De pequeña, en Terrassa, era Juanita: una niña inquieta ante la que su padre –que se sacaba un sobresueldo como fotógrafo deportivo– se lamentaba de que no hubiera sido chico para llevársela a los partidos. Cuando salió de la Escuela de Periodismo de Barcelona empezó a firmar en el diario Pueblo como Juana Biarnés. Y a los sesenta años, cuando se retiró, se convirtió en Joana: “Para los extranjeros que venían a Ibiza es más fácil de pronunciar que la jota castellana de Juana”. Un detalle que ilustra su personalidad, porque esta mujer que ha emergido de las sombras del pasado es una facilitadora, un pozo de humildad que ni con todos los homenajes que le llueven desde que fuese redescubierta parece tomar conciencia de su extraordinaria obra.

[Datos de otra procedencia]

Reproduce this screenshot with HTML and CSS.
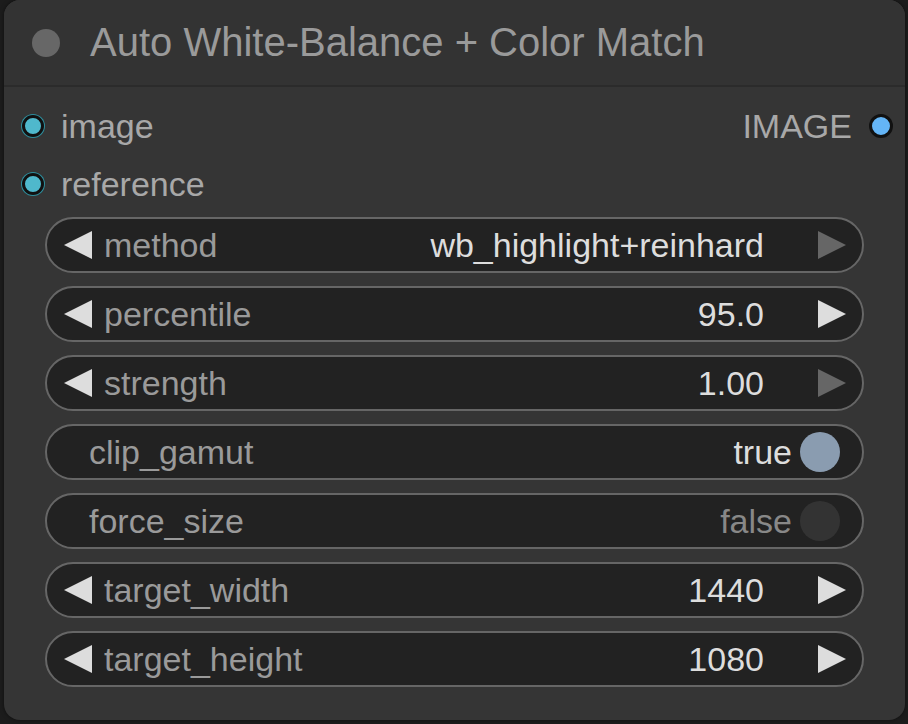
FILE: index.html
```html
<!DOCTYPE html>
<html>
<head>
<meta charset="utf-8">
<link rel="stylesheet" href="styles.css">
</head>
<body>
<div class="node">
  <div class="title">
    <span class="title-dot"></span>
    <span class="title-text">Auto White-Balance + Color Match</span>
  </div>
  <div class="body">
    <div class="slot-row">
      <div class="slot in"><span class="dot in-dot"></span><span>image</span></div>
      <div class="slot out"><span>IMAGE</span><span class="dot out-dot"></span></div>
    </div>
    <div class="slot-row">
      <div class="slot in"><span class="dot in-dot"></span><span>reference</span></div>
    </div>
    <div class="widgets">
      <div class="widget">
        <svg class="arrow" viewBox="0 0 28 28"><polygon points="28,0 28,28 0,14"/></svg>
        <span class="label">method</span>
        <span class="value">wb_highlight+reinhard</span>
        <svg class="arrow dim" viewBox="0 0 28 28"><polygon points="0,0 0,28 28,14"/></svg>
      </div>
      <div class="widget">
        <svg class="arrow" viewBox="0 0 28 28"><polygon points="28,0 28,28 0,14"/></svg>
        <span class="label">percentile</span>
        <span class="value">95.0</span>
        <svg class="arrow" viewBox="0 0 28 28"><polygon points="0,0 0,28 28,14"/></svg>
      </div>
      <div class="widget">
        <svg class="arrow" viewBox="0 0 28 28"><polygon points="28,0 28,28 0,14"/></svg>
        <span class="label">strength</span>
        <span class="value">1.00</span>
        <svg class="arrow dim" viewBox="0 0 28 28"><polygon points="0,0 0,28 28,14"/></svg>
      </div>
      <div class="widget toggle">
        <span class="label">clip_gamut</span>
        <span class="value">true</span>
        <span class="knob on"></span>
      </div>
      <div class="widget toggle">
        <span class="label">force_size</span>
        <span class="value off">false</span>
        <span class="knob"></span>
      </div>
      <div class="widget">
        <svg class="arrow" viewBox="0 0 28 28"><polygon points="28,0 28,28 0,14"/></svg>
        <span class="label">target_width</span>
        <span class="value">1440</span>
        <svg class="arrow" viewBox="0 0 28 28"><polygon points="0,0 0,28 28,14"/></svg>
      </div>
      <div class="widget">
        <svg class="arrow" viewBox="0 0 28 28"><polygon points="28,0 28,28 0,14"/></svg>
        <span class="label">target_height</span>
        <span class="value">1080</span>
        <svg class="arrow" viewBox="0 0 28 28"><polygon points="0,0 0,28 28,14"/></svg>
      </div>
    </div>
  </div>
</div>
</body>
</html>
```
FILE: styles.css
```css
* { box-sizing: border-box; }
html, body {
  margin: 0;
  padding: 0;
  background: #1c1c1c;
  width: 908px;
  height: 724px;
  overflow: hidden;
  font-family: "Liberation Sans", Arial, sans-serif;
}
.node {
  margin-left: 4px;
  width: 901px;
  height: 720px;
  background: #353535;
  border-radius: 16px;
  overflow: hidden;
  box-shadow: 0 0 4px rgba(0,0,0,0.5);
}
.title {
  height: 87px;
  background: #333333;
  border-bottom: 2px solid #2b2b2b;
  display: flex;
  align-items: center;
  padding-left: 28px;
}
.title-dot {
  width: 28px;
  height: 28px;
  border-radius: 50%;
  background: #676767;
  margin-right: 30px;
}
.title-text {
  color: #9a9a9a;
  font-size: 40px;
  margin-top: 0px;
}
.body {
  padding: 10px 0 0 0;
}
.slot-row {
  height: 58px;
  display: flex;
  align-items: center;
  justify-content: space-between;
}
.slot {
  display: flex;
  align-items: center;
  color: #a8a8a8;
  font-size: 34px;
}
.slot.in { padding-left: 18px; }
.slot.out { padding-right: 12px; }
.dot {
  width: 22px;
  height: 22px;
  border-radius: 50%;
  border: 3px solid #111;
}
.in-dot {
  background: #4fb8cc;
  box-shadow: 0 0 0 1px #2d8d9c;
  margin-right: 17px;
}
.out-dot {
  width: 24px;
  height: 24px;
  background: #64b5f6;
  margin-left: 17px;
}
.widgets {
  margin-top: 4px;
  padding: 0 41px 0 41px;
  display: flex;
  flex-direction: column;
  gap: 13px;
}
.widget {
  height: 56px;
  background: #222222;
  border: 2px solid #666666;
  border-radius: 28px;
  display: flex;
  align-items: center;
  padding: 0 16px 0 17px;
  font-size: 34px;
}
.arrow {
  width: 28px;
  height: 28px;
  fill: #dddddd;
  flex: none;
}
.arrow.dim { fill: #666666; }
.label {
  color: #9a9a9a;
  margin-left: 12px;
  flex: 1;
}
.value {
  color: #dddddd;
  margin-right: 54px;
}
.toggle { padding-left: 42px; padding-right: 22px; }
.toggle .label { margin-left: 0; }
.toggle .value { margin-right: 8px; }
.value.off { color: #888888; }
.knob {
  width: 40px;
  height: 40px;
  border-radius: 50%;
  background: #333333;
}
.knob.on { background: #8a9cb0; }
```
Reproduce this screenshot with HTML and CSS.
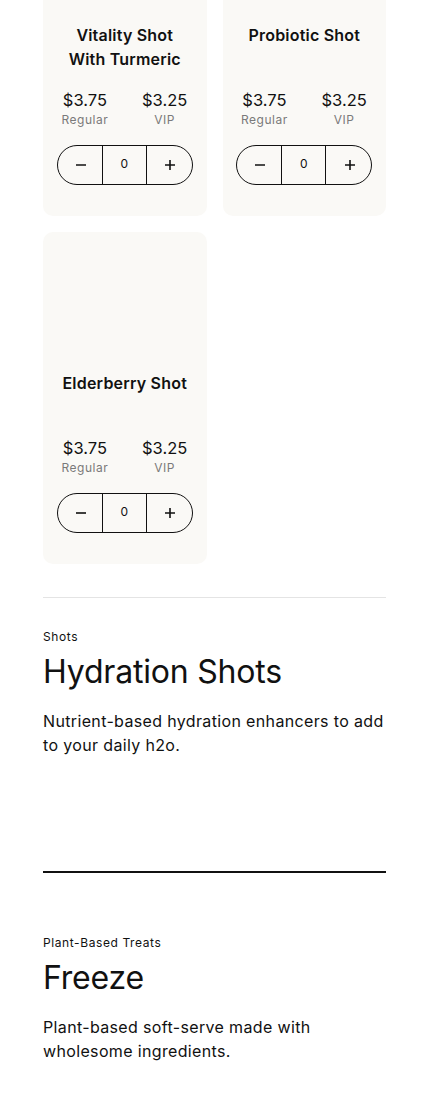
FILE: index.html
```html
<!DOCTYPE html>
<html lang="en">
<head>
<meta charset="utf-8">
<title>Menu</title>
<link rel="stylesheet" href="styles.css">
</head>
<body>
<main class="page">
  <section class="section">
    <div class="grid">
      <article class="card">
        <div class="card-media"></div>
        <h3 class="card-title">Vitality Shot With Turmeric</h3>
        <div class="prices">
          <div class="price"><span class="amount">$3.75</span><span class="tier">Regular</span></div>
          <div class="price"><span class="amount">$3.25</span><span class="tier">VIP</span></div>
        </div>
        <div class="stepper">
          <button class="step" aria-label="Decrease"><svg viewBox="0 0 12 12" width="12" height="12"><path d="M1 6h10" stroke="currentColor" stroke-width="1.6" fill="none"/></svg></button>
          <span class="count">0</span>
          <button class="step" aria-label="Increase"><svg viewBox="0 0 12 12" width="12" height="12"><path d="M1 6h10M6 1v10" stroke="currentColor" stroke-width="1.6" fill="none"/></svg></button>
        </div>
      </article>
      <article class="card">
        <div class="card-media"></div>
        <h3 class="card-title">Probiotic Shot</h3>
        <div class="prices">
          <div class="price"><span class="amount">$3.75</span><span class="tier">Regular</span></div>
          <div class="price"><span class="amount">$3.25</span><span class="tier">VIP</span></div>
        </div>
        <div class="stepper">
          <button class="step" aria-label="Decrease"><svg viewBox="0 0 12 12" width="12" height="12"><path d="M1 6h10" stroke="currentColor" stroke-width="1.6" fill="none"/></svg></button>
          <span class="count">0</span>
          <button class="step" aria-label="Increase"><svg viewBox="0 0 12 12" width="12" height="12"><path d="M1 6h10M6 1v10" stroke="currentColor" stroke-width="1.6" fill="none"/></svg></button>
        </div>
      </article>
      <article class="card">
        <div class="card-media"></div>
        <h3 class="card-title">Elderberry Shot</h3>
        <div class="prices">
          <div class="price"><span class="amount">$3.75</span><span class="tier">Regular</span></div>
          <div class="price"><span class="amount">$3.25</span><span class="tier">VIP</span></div>
        </div>
        <div class="stepper">
          <button class="step" aria-label="Decrease"><svg viewBox="0 0 12 12" width="12" height="12"><path d="M1 6h10" stroke="currentColor" stroke-width="1.6" fill="none"/></svg></button>
          <span class="count">0</span>
          <button class="step" aria-label="Increase"><svg viewBox="0 0 12 12" width="12" height="12"><path d="M1 6h10M6 1v10" stroke="currentColor" stroke-width="1.6" fill="none"/></svg></button>
        </div>
      </article>
    </div>
  </section>

  <hr class="divider">

  <section class="category">
    <p class="eyebrow">Shots</p>
    <h2 class="category-title">Hydration Shots</h2>
    <p class="category-desc">Nutrient-based hydration enhancers to add to your daily h2o.</p>
    <div class="category-body"></div>
  </section>

  <section class="category category-next">
    <p class="eyebrow">Plant-Based Treats</p>
    <h2 class="category-title">Freeze</h2>
    <p class="category-desc">Plant-based soft-serve made with wholesome ingredients.</p>
  </section>
</main>
</body>
</html>
```

FILE: styles.css
```css
* { box-sizing: border-box; }

html, body {
  margin: 0;
  padding: 0;
  background: #ffffff;
}

body {
  font-family: Inter, "Liberation Sans", sans-serif;
  color: #111111;
  overflow: hidden;
}

.page {
  padding: 0 44px 0 43px;
  margin-top: -116px;
}

.grid {
  display: grid;
  grid-template-columns: 1fr 1fr;
  gap: 16px 16px;
}

.card {
  background: #faf9f6;
  border-radius: 10px;
  padding: 16px 2px 31px;
  display: flex;
  flex-direction: column;
  align-items: center;
}

.card-media {
  width: 100%;
  height: 107px;
  margin-bottom: 16px;
}

.card-title {
  margin: 0;
  padding: 0 12px;
  min-height: 48px;
  font-size: 16px;
  line-height: 24px;
  font-weight: 600;
  text-align: center;
  letter-spacing: 0.2px;
}

.prices {
  margin-top: 17px;
  width: 100%;
  display: grid;
  grid-template-columns: 1fr 1fr;
}

.price {
  display: flex;
  flex-direction: column;
  align-items: center;
}

.amount {
  font-size: 16.5px;
  line-height: 24px;
  font-weight: 400;
}

.tier {
  font-size: 12px;
  line-height: 16px;
  color: #7a7a7a;
  letter-spacing: 0.5px;
}

.stepper {
  margin-top: 17px;
  width: 136px;
  height: 40px;
  border: 1px solid #111111;
  border-radius: 20px;
  display: grid;
  grid-template-columns: 44px 1fr 45px;
  overflow: hidden;
}

.step {
  background: transparent;
  border: 0;
  padding: 0;
  margin: 0;
  color: #111111;
  display: flex;
  align-items: center;
  justify-content: center;
  padding-left: 2px;
}

.count {
  border-left: 1px solid #111111;
  border-right: 1px solid #111111;
  display: flex;
  align-items: center;
  justify-content: center;
  font-size: 12px;
  padding-bottom: 4px;
}

.divider {
  border: 0;
  border-top: 1px solid #e4e4e4;
  margin: 33px 0 0;
}

.category {
  padding-top: 30px;
}

.eyebrow {
  margin: 0;
  font-size: 12px;
  line-height: 18px;
  letter-spacing: 0.6px;
}

.category-title {
  margin: 6px 0 0;
  font-size: 32px;
  line-height: 40px;
  font-weight: 400;
  letter-spacing: -0.2px;
}

.category-desc {
  margin: 17px 0 0;
  font-size: 16px;
  line-height: 24px;
  letter-spacing: 0.35px;
}

.category-body {
  height: 116px;
  border-bottom: 2px solid #111111;
}

.category-next {
  padding-top: 61px;
}
```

Ella no lo esperaba: ni la Creu de Sant Jordi, ni el recientemente estrenado documental Joana Biarnés, una entre todos, divertido, conmovedor y repremiado, ni la gran exposición que se inaugurará el próximo junio en Madrid en el marco de FotoEspaña, comisariada por Chema Conesa, quien ha hurgado entre sus cajones, salvando lo que no pasó por la trituradora. “Aún lo estoy asimilando: en mi vida todo ha venido dentro de una rueda que han ido encajando los engranajes, hasta que se ha hecho enorme, y me digo a mí misma: Dios, esto es una especie de regalo, qué orgulloso estaría mi padre”. Y es aquí donde a Joana-Juana-Juanita se le escapa una corriente de emoción que viene de antiguo, de los días en que su padre la instruía: “Honradez, seriedad, calidad; entregar siempre a tiempo; estar al día de las últimas cámaras y lentes”. Cuando voló por el mundo, le pidió que nunca le hiciera bajar la cabeza. Ella lo cumplió a rajatabla. Atractiva y minifaldera, conoció la discriminación y la impotencia cuando era la única mujer en el estadio o en el Congreso de los Diputados: “Las miradas mataban”. Una soledad abisal frente a la que nunca se hizo la víctima. Ella respondía con su credencial y una advertencia: “No me mire como a una mujer sino como a un fotógrafo”. Hoy, Joana Biarnés ha vuelto a disparar. Padece una maculopatía degenarativa, apenas puede leer, pero gracias a la tecnología digital encuadra de maravilla a fin de capturar “el gesto” entre todos. Lo que la hizo única.